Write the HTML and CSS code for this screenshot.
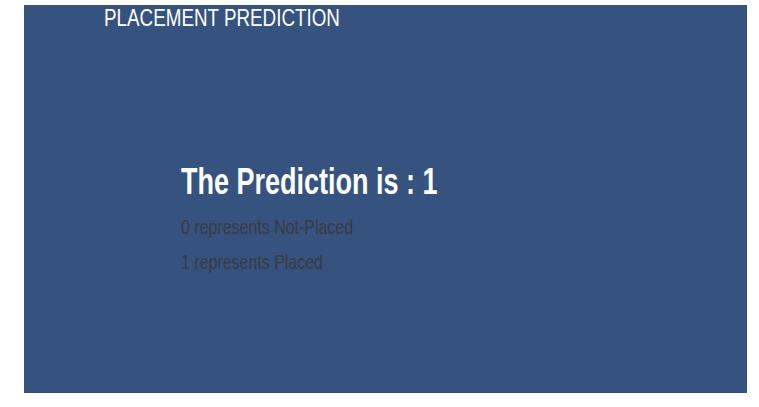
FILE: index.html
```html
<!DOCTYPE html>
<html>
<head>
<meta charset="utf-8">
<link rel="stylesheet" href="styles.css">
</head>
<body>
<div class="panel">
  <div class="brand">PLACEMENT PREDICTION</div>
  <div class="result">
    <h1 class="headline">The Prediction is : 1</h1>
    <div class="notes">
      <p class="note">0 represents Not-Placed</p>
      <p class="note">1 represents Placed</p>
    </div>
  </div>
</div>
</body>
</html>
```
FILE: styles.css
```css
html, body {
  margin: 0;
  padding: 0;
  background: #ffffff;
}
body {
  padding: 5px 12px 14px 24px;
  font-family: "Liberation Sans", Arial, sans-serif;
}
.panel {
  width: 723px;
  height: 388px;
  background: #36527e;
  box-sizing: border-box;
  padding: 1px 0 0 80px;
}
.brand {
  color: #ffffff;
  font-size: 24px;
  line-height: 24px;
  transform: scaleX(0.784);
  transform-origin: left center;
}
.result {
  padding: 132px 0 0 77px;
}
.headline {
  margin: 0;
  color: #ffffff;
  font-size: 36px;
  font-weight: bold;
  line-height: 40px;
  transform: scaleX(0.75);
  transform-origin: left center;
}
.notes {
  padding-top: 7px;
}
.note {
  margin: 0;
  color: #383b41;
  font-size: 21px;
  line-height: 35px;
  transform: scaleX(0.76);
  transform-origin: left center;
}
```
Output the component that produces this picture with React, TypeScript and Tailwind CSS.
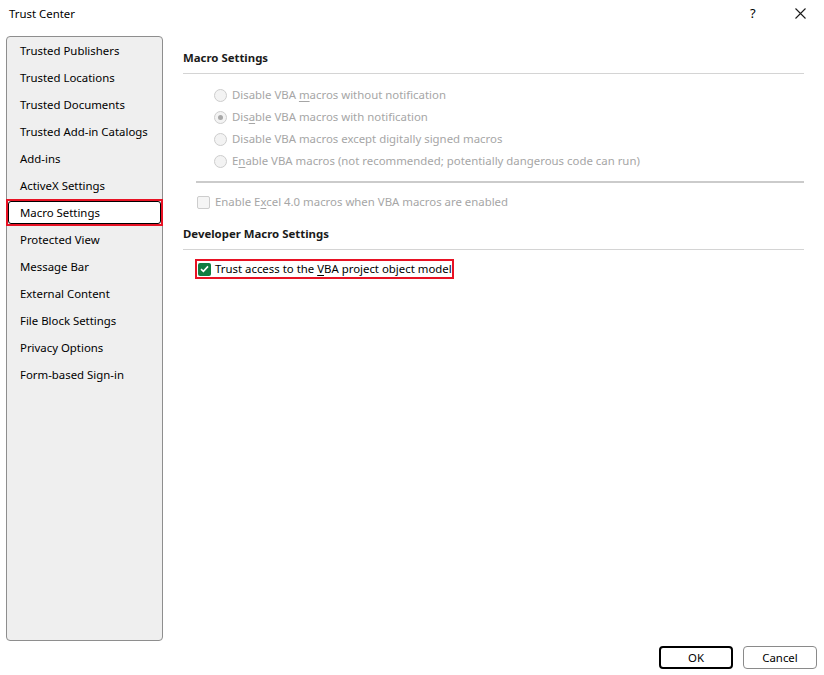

....................

● STATED GOAL: Without including the pictures, reproduce all entries exactly.

● RESPONSE FOR THIS EXERCISE:
Write the HTML and CSS code for this screenshot.
FILE: index.html
```html
<!DOCTYPE html>
<html>
<head>
<meta charset="utf-8">
<link rel="stylesheet" href="styles.css">
</head>
<body>
<div class="panel">
  <div class="brand">PLACEMENT PREDICTION</div>
  <div class="result">
    <h1 class="headline">The Prediction is : 1</h1>
    <div class="notes">
      <p class="note">0 represents Not-Placed</p>
      <p class="note">1 represents Placed</p>
    </div>
  </div>
</div>
</body>
</html>
```
FILE: styles.css
```css
html, body {
  margin: 0;
  padding: 0;
  background: #ffffff;
}
body {
  padding: 5px 12px 14px 24px;
  font-family: "Liberation Sans", Arial, sans-serif;
}
.panel {
  width: 723px;
  height: 388px;
  background: #36527e;
  box-sizing: border-box;
  padding: 1px 0 0 80px;
}
.brand {
  color: #ffffff;
  font-size: 24px;
  line-height: 24px;
  transform: scaleX(0.784);
  transform-origin: left center;
}
.result {
  padding: 132px 0 0 77px;
}
.headline {
  margin: 0;
  color: #ffffff;
  font-size: 36px;
  font-weight: bold;
  line-height: 40px;
  transform: scaleX(0.75);
  transform-origin: left center;
}
.notes {
  padding-top: 7px;
}
.note {
  margin: 0;
  color: #383b41;
  font-size: 21px;
  line-height: 35px;
  transform: scaleX(0.76);
  transform-origin: left center;
}
```
Output the component that produces this picture with React, TypeScript and Tailwind CSS.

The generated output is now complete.